Another welcome announcement in the 2017 budget relates to missing plan members. It is not uncommon for plan administrators to lose contact with pension plan beneficiaries, for example when a plan member terminates employment but is not yet eligible to commence a pension, and the member elects to leave his or her benefits in the plan.  By the time the pension is due to be paid, the member may have moved, perhaps outside Canada, and the administrator may have difficulty locating the member in order to commence the pension.

The government is considering several options to address missing beneficiaries, including the establishment of a registry where administrators could post information about missing beneficiaries, and options to allow a pension plan to be wound up despite the fact that benefits are still owing to missing beneficiaries.  Administrators have long hoped that the government would establish a fund or account into which they could pay amounts owing to missing beneficiaries, allowing the administrator to remove the liability from its books and proceed with a plan termination.  It is not yet clear whether the government is in fact considering establishing such a fund.
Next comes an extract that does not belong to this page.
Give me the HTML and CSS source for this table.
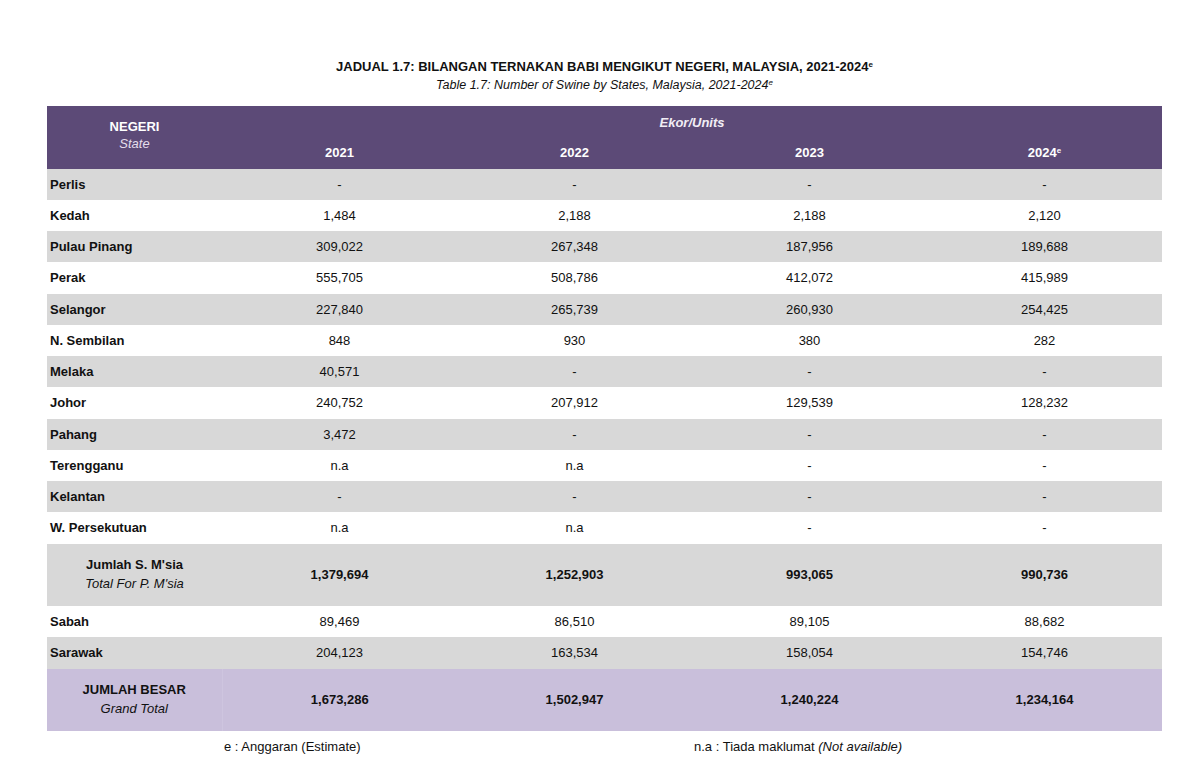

It may soon become less common for beneficiaries to go missing since, as we mentioned in an earlier post, administrators must now send all former members a pension plan statement at least once every two years.  Maintaining regular contact with former members in this way may make it less likely that members will forget to inform the administrator of a change of address.  We note that for plans that were registered on or before January 1, 2015, the first such statements must be sent no later than July 1, 2017.